How can I write a pandas dataframe to disk in .arrow
format? I'd like to be able to read the arrow file into Arquero as demonstrated here.
Asked
Active
Viewed 6,422 times
4

RobinL
- 11,009
- 8
- 48
- 68
3 Answers
7
Since Feather is the Arrow IPC format, you can probably just use write_feather
. See http://arrow.apache.org/docs/python/feather.html

Neal Richardson
- 792
- 3
- 3
-
Interesting - I will try this. I knew they were very similar! – RobinL Nov 02 '20 at 16:15
-
Thank you. I can confirm that `feather.write_feather(table, 'file.feather', compression='uncompressed')` works with Arquero, as well as saving to `arrow` using `pa.ipc.new_file`. The uncompressed feather file is about 10% larger on disk than the `.arrow` file. A compressed feather file cannot be read using the same methodology: https://observablehq.com/d/298f76ea5f91b5fe which is taken from https://observablehq.com/@uwdata/arquero-and-apache-arrow I've uploaded the files here: https://github.com/RobinL/arrow_test – RobinL Nov 02 '20 at 17:54
-
2Correct, the JS implementation of Arrow hasn't added support for compressed feather/arrow files, so you'll need to write them uncompressed. – Neal Richardson Nov 03 '20 at 17:49
-
Cheers guys - couldn't find anything in the arrow docs, notebooks or mailing lists on this, is there anywhere?

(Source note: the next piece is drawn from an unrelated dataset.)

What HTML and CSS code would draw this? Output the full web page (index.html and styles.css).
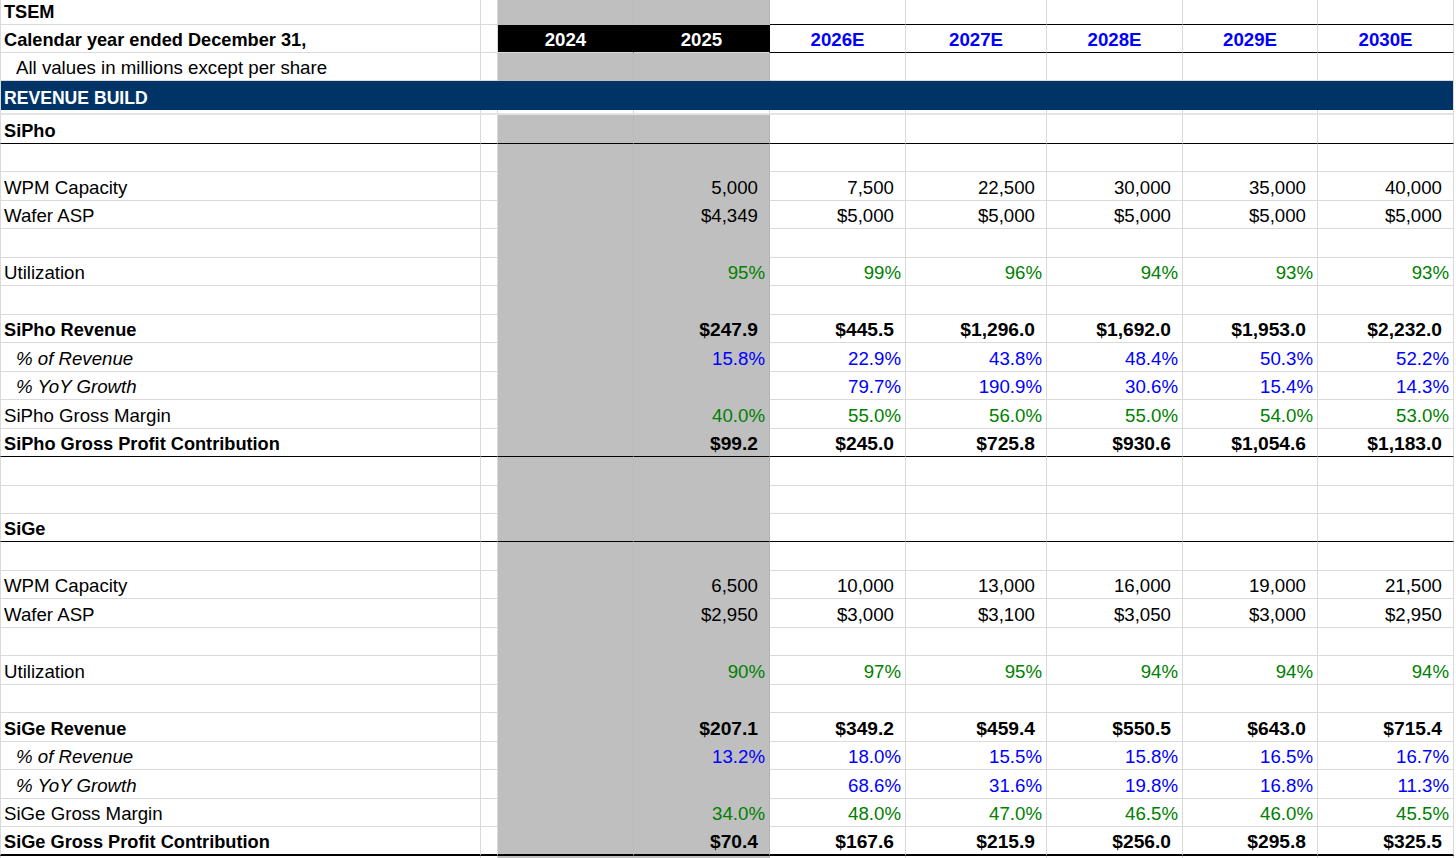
FILE: index.html
```html
<!DOCTYPE html>
<html>
<head>
<meta charset="utf-8">
<title>TSEM Revenue Build</title>
<link rel="stylesheet" href="styles.css">
</head>
<body>
<div class="sheet">
  <div class="row h25">
    <div class="c b">TSEM</div><div class="c"></div><div class="c g gc"></div><div class="c g gd"></div>
    <div class="c kb"></div><div class="c kb"></div><div class="c kb"></div><div class="c kb"></div><div class="c kb"></div>
  </div>
  <div class="row h28">
    <div class="c b">Calendar year ended December 31,</div><div class="c"></div>
    <div class="c blk">2024</div><div class="c blk">2025</div>
    <div class="c yr kb">2026E</div><div class="c yr kb">2027E</div><div class="c yr kb">2028E</div><div class="c yr kb">2029E</div><div class="c yr kb">2030E</div>
  </div>
  <div class="row h28">
    <div class="c ind">All values in millions except per share</div><div class="c"></div><div class="c g gc"></div><div class="c g gd"></div>
    <div class="c"></div><div class="c"></div><div class="c"></div><div class="c"></div><div class="c"></div>
  </div>
  <div class="row h29 navy">
    <div class="c band">REVENUE BUILD</div>
  </div>
  <div class="row spacer">
    <div class="c"></div><div class="c"></div><div class="c"></div><div class="c"></div>
    <div class="c"></div><div class="c"></div><div class="c"></div><div class="c"></div><div class="c"></div>
  </div>

  <!-- SiPho -->
  <div class="row h29 bb">
    <div class="c b">SiPho</div><div class="c"></div><div class="c g gc"></div><div class="c g gd"></div>
    <div class="c"></div><div class="c"></div><div class="c"></div><div class="c"></div><div class="c"></div>
  </div>
  <div class="row h28">
    <div class="c"></div><div class="c"></div><div class="c g gc"></div><div class="c g gd"></div>
    <div class="c"></div><div class="c"></div><div class="c"></div><div class="c"></div><div class="c"></div>
  </div>
  <div class="row h29">
    <div class="c">WPM Capacity</div><div class="c"></div><div class="c g gc"></div><div class="c g gd n">5,000</div>
    <div class="c n">7,500</div><div class="c n">22,500</div><div class="c n">30,000</div><div class="c n">35,000</div><div class="c n">40,000</div>
  </div>
  <div class="row h28">
    <div class="c">Wafer ASP</div><div class="c"></div><div class="c g gc"></div><div class="c g gd n">$4,349</div>
    <div class="c n">$5,000</div><div class="c n">$5,000</div><div class="c n">$5,000</div><div class="c n">$5,000</div><div class="c n">$5,000</div>
  </div>
  <div class="row h29">
    <div class="c"></div><div class="c"></div><div class="c g gc"></div><div class="c g gd"></div>
    <div class="c"></div><div class="c"></div><div class="c"></div><div class="c"></div><div class="c"></div>
  </div>
  <div class="row h28">
    <div class="c">Utilization</div><div class="c"></div><div class="c g gc"></div><div class="c g gd p gr">95%</div>
    <div class="c p gr">99%</div><div class="c p gr">96%</div><div class="c p gr">94%</div><div class="c p gr">93%</div><div class="c p gr">93%</div>
  </div>
  <div class="row h29">
    <div class="c"></div><div class="c"></div><div class="c g gc"></div><div class="c g gd"></div>
    <div class="c"></div><div class="c"></div><div class="c"></div><div class="c"></div><div class="c"></div>
  </div>
  <div class="row h28">
    <div class="c b">SiPho Revenue</div><div class="c"></div><div class="c g gc"></div><div class="c g gd n nb">$247.9</div>
    <div class="c n nb">$445.5</div><div class="c n nb">$1,296.0</div><div class="c n nb">$1,692.0</div><div class="c n nb">$1,953.0</div><div class="c n nb">$2,232.0</div>
  </div>
  <div class="row h29">
    <div class="c ind it">% of Revenue</div><div class="c"></div><div class="c g gc"></div><div class="c g gd p bl">15.8%</div>
    <div class="c p bl">22.9%</div><div class="c p bl">43.8%</div><div class="c p bl">48.4%</div><div class="c p bl">50.3%</div><div class="c p bl">52.2%</div>
  </div>
  <div class="row h28">
    <div class="c ind it">% YoY Growth</div><div class="c"></div><div class="c g gc"></div><div class="c g gd p bl"></div>
    <div class="c p bl">79.7%</div><div class="c p bl">190.9%</div><div class="c p bl">30.6%</div><div class="c p bl">15.4%</div><div class="c p bl">14.3%</div>
  </div>
  <div class="row h29">
    <div class="c">SiPho Gross Margin</div><div class="c"></div><div class="c g gc"></div><div class="c g gd p gr">40.0%</div>
    <div class="c p gr">55.0%</div><div class="c p gr">56.0%</div><div class="c p gr">55.0%</div><div class="c p gr">54.0%</div><div class="c p gr">53.0%</div>
  </div>
  <div class="row h28 bb">
    <div class="c b">SiPho Gross Profit Contribution</div><div class="c"></div><div class="c g gc"></div><div class="c g gd n nb">$99.2</div>
    <div class="c n nb">$245.0</div><div class="c n nb">$725.8</div><div class="c n nb">$930.6</div><div class="c n nb">$1,054.6</div><div class="c n nb">$1,183.0</div>
  </div>

  <div class="row h29">
    <div class="c"></div><div class="c"></div><div class="c g gc"></div><div class="c g gd"></div>
    <div class="c"></div><div class="c"></div><div class="c"></div><div class="c"></div><div class="c"></div>
  </div>
  <div class="row h28">
    <div class="c"></div><div class="c"></div><div class="c g gc"></div><div class="c g gd"></div>
    <div class="c"></div><div class="c"></div><div class="c"></div><div class="c"></div><div class="c"></div>
  </div>

  <!-- SiGe -->
  <div class="row h28 bb">
    <div class="c b">SiGe</div><div class="c"></div><div class="c g gc"></div><div class="c g gd"></div>
    <div class="c"></div><div class="c"></div><div class="c"></div><div class="c"></div><div class="c"></div>
  </div>
  <div class="row h29">
    <div class="c"></div><div class="c"></div><div class="c g gc"></div><div class="c g gd"></div>
    <div class="c"></div><div class="c"></div><div class="c"></div><div class="c"></div><div class="c"></div>
  </div>
  <div class="row h28">
    <div class="c">WPM Capacity</div><div class="c"></div><div class="c g gc"></div><div class="c g gd n">6,500</div>
    <div class="c n">10,000</div><div class="c n">13,000</div><div class="c n">16,000</div><div class="c n">19,000</div><div class="c n">21,500</div>
  </div>
  <div class="row h29">
    <div class="c">Wafer ASP</div><div class="c"></div><div class="c g gc"></div><div class="c g gd n">$2,950</div>
    <div class="c n">$3,000</div><div class="c n">$3,100</div><div class="c n">$3,050</div><div class="c n">$3,000</div><div class="c n">$2,950</div>
  </div>
  <div class="row h28">
    <div class="c"></div><div class="c"></div><div class="c g gc"></div><div class="c g gd"></div>
    <div class="c"></div><div class="c"></div><div class="c"></div><div class="c"></div><div class="c"></div>
  </div>
  <div class="row h29">
    <div class="c">Utilization</div><div class="c"></div><div class="c g gc"></div><div class="c g gd p gr">90%</div>
    <div class="c p gr">97%</div><div class="c p gr">95%</div><div class="c p gr">94%</div><div class="c p gr">94%</div><div class="c p gr">94%</div>
  </div>
  <div class="row h28">
    <div class="c"></div><div class="c"></div><div class="c g gc"></div><div class="c g gd"></div>
    <div class="c"></div><div class="c"></div><div class="c"></div><div class="c"></div><div class="c"></div>
  </div>
  <div class="row h29">
    <div class="c b">SiGe Revenue</div><div class="c"></div><div class="c g gc"></div><div class="c g gd n nb">$207.1</div>
    <div class="c n nb">$349.2</div><div class="c n nb">$459.4</div><div class="c n nb">$550.5</div><div class="c n nb">$643.0</div><div class="c n nb">$715.4</div>
  </div>
  <div class="row h28">
    <div class="c ind it">% of Revenue</div><div class="c"></div><div class="c g gc"></div><div class="c g gd p bl">13.2%</div>
    <div class="c p bl">18.0%</div><div class="c p bl">15.5%</div><div class="c p bl">15.8%</div><div class="c p bl">16.5%</div><div class="c p bl">16.7%</div>
  </div>
  <div class="row h29">
    <div class="c ind it">% YoY Growth</div><div class="c"></div><div class="c g gc"></div><div class="c g gd p bl"></div>
    <div class="c p bl">68.6%</div><div class="c p bl">31.6%</div><div class="c p bl">19.8%</div><div class="c p bl">16.8%</div><div class="c p bl">11.3%</div>
  </div>
  <div class="row h28">
    <div class="c">SiGe Gross Margin</div><div class="c"></div><div class="c g gc"></div><div class="c g gd p gr">34.0%</div>
    <div class="c p gr">48.0%</div><div class="c p gr">47.0%</div><div class="c p gr">46.5%</div><div class="c p gr">46.0%</div><div class="c p gr">45.5%</div>
  </div>
  <div class="row h29 bb2">
    <div class="c b">SiGe Gross Profit Contribution</div><div class="c"></div><div class="c g gc"></div><div class="c g gd n nb">$70.4</div>
    <div class="c n nb">$167.6</div><div class="c n nb">$215.9</div><div class="c n nb">$256.0</div><div class="c n nb">$295.8</div><div class="c n nb">$325.5</div>
  </div>
  <div class="row h28">
    <div class="c"></div><div class="c"></div><div class="c g gc"></div><div class="c g gd"></div>
    <div class="c"></div><div class="c"></div><div class="c"></div><div class="c"></div><div class="c"></div>
  </div>
</div>
</body>
</html>
```
FILE: styles.css
```css
html, body {
  margin: 0;
  padding: 0;
  background: #ffffff;
  height: 858px;
  overflow: hidden;
}

body {
  font-family: "Liberation Sans", Arial, sans-serif;
  font-size: 18.67px;
  color: #000000;
}

.sheet {
  width: 1454px;
}

.row {
  display: grid;
  grid-template-columns: 481px 17px 136px 136px 136px 141px 136px 135px 136px;
}

.h25 { height: 25px; }
.h28 { height: 28px; }
.h29 { height: 29px; }
.spacer { height: 5px; }

.c {
  box-sizing: border-box;
  border-right: 1px solid #dadada;
  border-bottom: 1px solid #dadada;
  display: flex;
  align-items: flex-end;
  padding: 0 4px 2px 4px;
  line-height: 20px;
  white-space: nowrap;
  overflow: hidden;
  min-width: 0;
}

.row > .c:first-child {
  border-left: 1px solid #dadada;
  padding-left: 3px;
}

.row > .c.ind:first-child {
  padding-left: 15px;
}

.spacer .c {
  border-bottom: 2px solid #e4e4e4;
  padding: 0;
}

.b {
  font-weight: bold;
  font-size: 18.2px;
}
.it { font-style: italic; }
.ind { padding-left: 15px; }

.n {
  justify-content: flex-end;
  padding-right: 11px;
}
.nb {
  font-weight: bold;
  font-size: 19.2px;
}

.p {
  justify-content: flex-end;
  padding-right: 4px;
}

.gr { color: #008000; }
.bl { color: #0000ff; }

.g {
  background: #bfbfbf;
  border-bottom-color: #bfbfbf;
}
.gc { border-right-color: #bababa; }
.gd { border-right-color: #b3b3b3; }

.blk {
  background: #000000;
  color: #ffffff;
  font-weight: bold;
  justify-content: center;
  border-right-color: #000000;
}

.yr {
  color: #0000ff;
  font-weight: bold;
  justify-content: center;
}

.kb { border-bottom-color: #000000; }

.navy .band {
  grid-column: 1 / -1;
  background: #003366;
  color: #ffffff;
  font-weight: bold;
  font-size: 17.6px;
  border-bottom: 0;
  border-right: 1px solid #dadada;
  border-left: 0;
  padding-left: 4px;
}

.bb > .c { border-bottom-color: #000000; }
.bb2 > .c { border-bottom: 2px solid #000000; }
```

I'm assuming this is related to the lack of browser support for javascript compression/decompression. – nite Dec 15 '20 at 21:54
4
You can do this as follows:
import pyarrow
import pandas
df = pandas.read_parquet('your_file.parquet')
schema = pyarrow.Schema.from_pandas(df, preserve_index=False)
table = pyarrow.Table.from_pandas(df, preserve_index=False)
sink = "myfile.arrow"
# Note new_file creates a RecordBatchFileWriter
writer = pyarrow.ipc.new_file(sink, schema)
writer.write(table)
writer.close()
1
Pandas can directly write a DataFrame to the binary Feather format. (uses pyarrow)
import pandas as pd
df = pd.DataFrame(data={'col1': [1, 2], 'col2': [3, 4]})
df.to_feather('my_data.arrow')
Additional keywords are passed to pyarrow.feather.write_feather(). This includes the compression, compression_level, chunksize and version keywords.

ns15
- 5,604
- 47
- 51